COLLECTED DATA:

····················

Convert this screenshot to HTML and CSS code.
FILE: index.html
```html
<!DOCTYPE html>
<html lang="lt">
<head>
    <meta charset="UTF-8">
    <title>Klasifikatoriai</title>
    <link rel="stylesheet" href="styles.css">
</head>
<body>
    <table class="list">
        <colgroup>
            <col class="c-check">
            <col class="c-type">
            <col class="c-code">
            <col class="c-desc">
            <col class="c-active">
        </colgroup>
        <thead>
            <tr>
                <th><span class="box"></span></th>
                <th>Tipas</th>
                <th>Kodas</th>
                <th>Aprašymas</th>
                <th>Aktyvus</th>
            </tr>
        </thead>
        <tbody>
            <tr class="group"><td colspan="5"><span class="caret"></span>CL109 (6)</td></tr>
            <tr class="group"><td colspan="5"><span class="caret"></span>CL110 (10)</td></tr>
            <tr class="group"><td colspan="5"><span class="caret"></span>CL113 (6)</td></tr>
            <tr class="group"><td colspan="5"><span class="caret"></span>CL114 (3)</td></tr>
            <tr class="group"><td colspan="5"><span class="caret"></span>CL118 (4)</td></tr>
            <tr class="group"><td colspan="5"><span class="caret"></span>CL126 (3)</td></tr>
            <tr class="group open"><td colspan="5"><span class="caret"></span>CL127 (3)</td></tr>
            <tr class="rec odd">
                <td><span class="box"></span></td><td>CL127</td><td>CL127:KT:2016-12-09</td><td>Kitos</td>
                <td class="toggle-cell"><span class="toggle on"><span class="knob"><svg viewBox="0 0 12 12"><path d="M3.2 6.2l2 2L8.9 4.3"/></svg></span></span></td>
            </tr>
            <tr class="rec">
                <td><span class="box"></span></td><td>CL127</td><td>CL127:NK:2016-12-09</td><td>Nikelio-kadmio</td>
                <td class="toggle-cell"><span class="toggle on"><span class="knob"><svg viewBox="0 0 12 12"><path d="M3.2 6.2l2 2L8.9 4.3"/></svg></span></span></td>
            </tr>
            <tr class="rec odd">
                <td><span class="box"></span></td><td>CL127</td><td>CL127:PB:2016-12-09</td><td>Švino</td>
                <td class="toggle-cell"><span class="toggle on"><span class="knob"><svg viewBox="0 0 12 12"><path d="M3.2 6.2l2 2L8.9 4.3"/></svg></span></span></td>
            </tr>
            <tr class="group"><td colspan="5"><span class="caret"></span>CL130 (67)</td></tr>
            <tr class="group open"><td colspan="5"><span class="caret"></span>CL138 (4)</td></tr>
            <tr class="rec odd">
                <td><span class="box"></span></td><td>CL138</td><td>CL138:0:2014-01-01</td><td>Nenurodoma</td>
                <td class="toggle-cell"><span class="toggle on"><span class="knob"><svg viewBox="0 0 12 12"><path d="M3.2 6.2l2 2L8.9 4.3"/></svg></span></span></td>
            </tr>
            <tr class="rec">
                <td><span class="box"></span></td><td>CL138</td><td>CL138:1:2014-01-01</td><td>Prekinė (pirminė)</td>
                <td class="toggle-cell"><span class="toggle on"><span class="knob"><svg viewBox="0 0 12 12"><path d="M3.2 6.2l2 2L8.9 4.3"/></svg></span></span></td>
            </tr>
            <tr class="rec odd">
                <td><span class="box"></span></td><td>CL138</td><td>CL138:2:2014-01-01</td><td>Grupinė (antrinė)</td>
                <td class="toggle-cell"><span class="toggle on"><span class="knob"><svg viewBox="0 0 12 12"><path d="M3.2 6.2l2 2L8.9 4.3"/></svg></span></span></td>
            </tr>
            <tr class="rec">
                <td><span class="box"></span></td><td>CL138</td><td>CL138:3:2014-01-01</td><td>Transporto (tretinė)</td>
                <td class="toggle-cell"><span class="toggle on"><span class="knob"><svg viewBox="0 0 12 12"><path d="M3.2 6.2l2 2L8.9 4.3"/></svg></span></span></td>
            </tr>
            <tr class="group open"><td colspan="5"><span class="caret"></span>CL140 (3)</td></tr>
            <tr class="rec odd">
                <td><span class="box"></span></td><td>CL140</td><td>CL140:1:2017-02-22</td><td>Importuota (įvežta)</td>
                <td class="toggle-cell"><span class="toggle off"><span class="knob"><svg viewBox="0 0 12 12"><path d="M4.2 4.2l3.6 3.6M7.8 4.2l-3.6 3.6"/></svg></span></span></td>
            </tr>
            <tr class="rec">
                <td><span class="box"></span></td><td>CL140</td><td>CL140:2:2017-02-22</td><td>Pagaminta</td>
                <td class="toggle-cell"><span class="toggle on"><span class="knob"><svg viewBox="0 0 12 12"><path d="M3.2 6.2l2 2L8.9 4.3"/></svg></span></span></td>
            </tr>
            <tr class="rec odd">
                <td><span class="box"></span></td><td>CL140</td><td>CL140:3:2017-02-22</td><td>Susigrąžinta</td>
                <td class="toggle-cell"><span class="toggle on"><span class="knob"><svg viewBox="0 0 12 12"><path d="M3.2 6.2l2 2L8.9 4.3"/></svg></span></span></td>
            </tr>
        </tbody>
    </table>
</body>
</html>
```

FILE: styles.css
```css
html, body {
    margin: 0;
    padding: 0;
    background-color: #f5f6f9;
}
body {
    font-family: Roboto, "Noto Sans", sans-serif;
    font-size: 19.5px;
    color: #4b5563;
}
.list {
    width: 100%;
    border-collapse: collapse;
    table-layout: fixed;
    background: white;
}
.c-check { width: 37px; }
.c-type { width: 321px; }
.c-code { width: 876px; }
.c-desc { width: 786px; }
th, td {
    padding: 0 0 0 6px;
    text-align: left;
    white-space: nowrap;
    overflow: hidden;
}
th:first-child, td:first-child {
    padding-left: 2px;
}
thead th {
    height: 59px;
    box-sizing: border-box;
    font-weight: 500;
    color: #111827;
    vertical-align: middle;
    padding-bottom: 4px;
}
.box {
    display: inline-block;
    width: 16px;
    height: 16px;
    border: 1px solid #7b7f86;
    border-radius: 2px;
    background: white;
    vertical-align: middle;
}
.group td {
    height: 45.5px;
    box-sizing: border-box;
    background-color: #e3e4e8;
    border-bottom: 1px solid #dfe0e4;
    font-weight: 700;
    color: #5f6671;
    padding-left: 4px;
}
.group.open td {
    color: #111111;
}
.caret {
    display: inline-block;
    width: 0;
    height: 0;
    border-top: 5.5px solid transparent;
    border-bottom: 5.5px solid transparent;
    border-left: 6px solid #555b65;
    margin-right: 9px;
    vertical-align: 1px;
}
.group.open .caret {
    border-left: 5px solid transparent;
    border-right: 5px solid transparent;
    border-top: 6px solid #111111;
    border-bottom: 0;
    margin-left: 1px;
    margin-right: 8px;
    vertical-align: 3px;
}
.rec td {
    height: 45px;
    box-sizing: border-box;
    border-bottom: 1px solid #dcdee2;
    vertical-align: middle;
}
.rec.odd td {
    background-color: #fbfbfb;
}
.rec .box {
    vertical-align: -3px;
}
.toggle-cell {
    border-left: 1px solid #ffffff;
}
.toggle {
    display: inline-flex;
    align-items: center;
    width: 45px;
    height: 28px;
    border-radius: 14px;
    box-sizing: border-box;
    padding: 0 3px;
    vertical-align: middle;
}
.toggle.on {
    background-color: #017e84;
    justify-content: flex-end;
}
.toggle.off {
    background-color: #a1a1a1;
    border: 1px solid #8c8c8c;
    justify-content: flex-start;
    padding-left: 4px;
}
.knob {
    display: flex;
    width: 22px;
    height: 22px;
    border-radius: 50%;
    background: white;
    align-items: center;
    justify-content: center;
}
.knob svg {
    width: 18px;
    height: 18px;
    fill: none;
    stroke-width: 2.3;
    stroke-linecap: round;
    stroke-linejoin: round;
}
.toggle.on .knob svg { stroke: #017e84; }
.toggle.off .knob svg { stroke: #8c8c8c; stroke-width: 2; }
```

····················

TASK GOAL:
Your task is to repeat the data exactly, with nothing left out.

FULL ANSWER:
Convert this screenshot to HTML and CSS code.
FILE: index.html
```html
<!DOCTYPE html>
<html lang="lt">
<head>
    <meta charset="UTF-8">
    <title>Klasifikatoriai</title>
    <link rel="stylesheet" href="styles.css">
</head>
<body>
    <table class="list">
        <colgroup>
            <col class="c-check">
            <col class="c-type">
            <col class="c-code">
            <col class="c-desc">
            <col class="c-active">
        </colgroup>
        <thead>
            <tr>
                <th><span class="box"></span></th>
                <th>Tipas</th>
                <th>Kodas</th>
                <th>Aprašymas</th>
                <th>Aktyvus</th>
            </tr>
        </thead>
        <tbody>
            <tr class="group"><td colspan="5"><span class="caret"></span>CL109 (6)</td></tr>
            <tr class="group"><td colspan="5"><span class="caret"></span>CL110 (10)</td></tr>
            <tr class="group"><td colspan="5"><span class="caret"></span>CL113 (6)</td></tr>
            <tr class="group"><td colspan="5"><span class="caret"></span>CL114 (3)</td></tr>
            <tr class="group"><td colspan="5"><span class="caret"></span>CL118 (4)</td></tr>
            <tr class="group"><td colspan="5"><span class="caret"></span>CL126 (3)</td></tr>
            <tr class="group open"><td colspan="5"><span class="caret"></span>CL127 (3)</td></tr>
            <tr class="rec odd">
                <td><span class="box"></span></td><td>CL127</td><td>CL127:KT:2016-12-09</td><td>Kitos</td>
                <td class="toggle-cell"><span class="toggle on"><span class="knob"><svg viewBox="0 0 12 12"><path d="M3.2 6.2l2 2L8.9 4.3"/></svg></span></span></td>
            </tr>
            <tr class="rec">
                <td><span class="box"></span></td><td>CL127</td><td>CL127:NK:2016-12-09</td><td>Nikelio-kadmio</td>
                <td class="toggle-cell"><span class="toggle on"><span class="knob"><svg viewBox="0 0 12 12"><path d="M3.2 6.2l2 2L8.9 4.3"/></svg></span></span></td>
            </tr>
            <tr class="rec odd">
                <td><span class="box"></span></td><td>CL127</td><td>CL127:PB:2016-12-09</td><td>Švino</td>
                <td class="toggle-cell"><span class="toggle on"><span class="knob"><svg viewBox="0 0 12 12"><path d="M3.2 6.2l2 2L8.9 4.3"/></svg></span></span></td>
            </tr>
            <tr class="group"><td colspan="5"><span class="caret"></span>CL130 (67)</td></tr>
            <tr class="group open"><td colspan="5"><span class="caret"></span>CL138 (4)</td></tr>
            <tr class="rec odd">
                <td><span class="box"></span></td><td>CL138</td><td>CL138:0:2014-01-01</td><td>Nenurodoma</td>
                <td class="toggle-cell"><span class="toggle on"><span class="knob"><svg viewBox="0 0 12 12"><path d="M3.2 6.2l2 2L8.9 4.3"/></svg></span></span></td>
            </tr>
            <tr class="rec">
                <td><span class="box"></span></td><td>CL138</td><td>CL138:1:2014-01-01</td><td>Prekinė (pirminė)</td>
                <td class="toggle-cell"><span class="toggle on"><span class="knob"><svg viewBox="0 0 12 12"><path d="M3.2 6.2l2 2L8.9 4.3"/></svg></span></span></td>
            </tr>
            <tr class="rec odd">
                <td><span class="box"></span></td><td>CL138</td><td>CL138:2:2014-01-01</td><td>Grupinė (antrinė)</td>
                <td class="toggle-cell"><span class="toggle on"><span class="knob"><svg viewBox="0 0 12 12"><path d="M3.2 6.2l2 2L8.9 4.3"/></svg></span></span></td>
            </tr>
            <tr class="rec">
                <td><span class="box"></span></td><td>CL138</td><td>CL138:3:2014-01-01</td><td>Transporto (tretinė)</td>
                <td class="toggle-cell"><span class="toggle on"><span class="knob"><svg viewBox="0 0 12 12"><path d="M3.2 6.2l2 2L8.9 4.3"/></svg></span></span></td>
            </tr>
            <tr class="group open"><td colspan="5"><span class="caret"></span>CL140 (3)</td></tr>
            <tr class="rec odd">
                <td><span class="box"></span></td><td>CL140</td><td>CL140:1:2017-02-22</td><td>Importuota (įvežta)</td>
                <td class="toggle-cell"><span class="toggle off"><span class="knob"><svg viewBox="0 0 12 12"><path d="M4.2 4.2l3.6 3.6M7.8 4.2l-3.6 3.6"/></svg></span></span></td>
            </tr>
            <tr class="rec">
                <td><span class="box"></span></td><td>CL140</td><td>CL140:2:2017-02-22</td><td>Pagaminta</td>
                <td class="toggle-cell"><span class="toggle on"><span class="knob"><svg viewBox="0 0 12 12"><path d="M3.2 6.2l2 2L8.9 4.3"/></svg></span></span></td>
            </tr>
            <tr class="rec odd">
                <td><span class="box"></span></td><td>CL140</td><td>CL140:3:2017-02-22</td><td>Susigrąžinta</td>
                <td class="toggle-cell"><span class="toggle on"><span class="knob"><svg viewBox="0 0 12 12"><path d="M3.2 6.2l2 2L8.9 4.3"/></svg></span></span></td>
            </tr>
        </tbody>
    </table>
</body>
</html>
```

FILE: styles.css
```css
html, body {
    margin: 0;
    padding: 0;
    background-color: #f5f6f9;
}
body {
    font-family: Roboto, "Noto Sans", sans-serif;
    font-size: 19.5px;
    color: #4b5563;
}
.list {
    width: 100%;
    border-collapse: collapse;
    table-layout: fixed;
    background: white;
}
.c-check { width: 37px; }
.c-type { width: 321px; }
.c-code { width: 876px; }
.c-desc { width: 786px; }
th, td {
    padding: 0 0 0 6px;
    text-align: left;
    white-space: nowrap;
    overflow: hidden;
}
th:first-child, td:first-child {
    padding-left: 2px;
}
thead th {
    height: 59px;
    box-sizing: border-box;
    font-weight: 500;
    color: #111827;
    vertical-align: middle;
    padding-bottom: 4px;
}
.box {
    display: inline-block;
    width: 16px;
    height: 16px;
    border: 1px solid #7b7f86;
    border-radius: 2px;
    background: white;
    vertical-align: middle;
}
.group td {
    height: 45.5px;
    box-sizing: border-box;
    background-color: #e3e4e8;
    border-bottom: 1px solid #dfe0e4;
    font-weight: 700;
    color: #5f6671;
    padding-left: 4px;
}
.group.open td {
    color: #111111;
}
.caret {
    display: inline-block;
    width: 0;
    height: 0;
    border-top: 5.5px solid transparent;
    border-bottom: 5.5px solid transparent;
    border-left: 6px solid #555b65;
    margin-right: 9px;
    vertical-align: 1px;
}
.group.open .caret {
    border-left: 5px solid transparent;
    border-right: 5px solid transparent;
    border-top: 6px solid #111111;
    border-bottom: 0;
    margin-left: 1px;
    margin-right: 8px;
    vertical-align: 3px;
}
.rec td {
    height: 45px;
    box-sizing: border-box;
    border-bottom: 1px solid #dcdee2;
    vertical-align: middle;
}
.rec.odd td {
    background-color: #fbfbfb;
}
.rec .box {
    vertical-align: -3px;
}
.toggle-cell {
    border-left: 1px solid #ffffff;
}
.toggle {
    display: inline-flex;
    align-items: center;
    width: 45px;
    height: 28px;
    border-radius: 14px;
    box-sizing: border-box;
    padding: 0 3px;
    vertical-align: middle;
}
.toggle.on {
    background-color: #017e84;
    justify-content: flex-end;
}
.toggle.off {
    background-color: #a1a1a1;
    border: 1px solid #8c8c8c;
    justify-content: flex-start;
    padding-left: 4px;
}
.knob {
    display: flex;
    width: 22px;
    height: 22px;
    border-radius: 50%;
    background: white;
    align-items: center;
    justify-content: center;
}
.knob svg {
    width: 18px;
    height: 18px;
    fill: none;
    stroke-width: 2.3;
    stroke-linecap: round;
    stroke-linejoin: round;
}
.toggle.on .knob svg { stroke: #017e84; }
.toggle.off .knob svg { stroke: #8c8c8c; stroke-width: 2; }
```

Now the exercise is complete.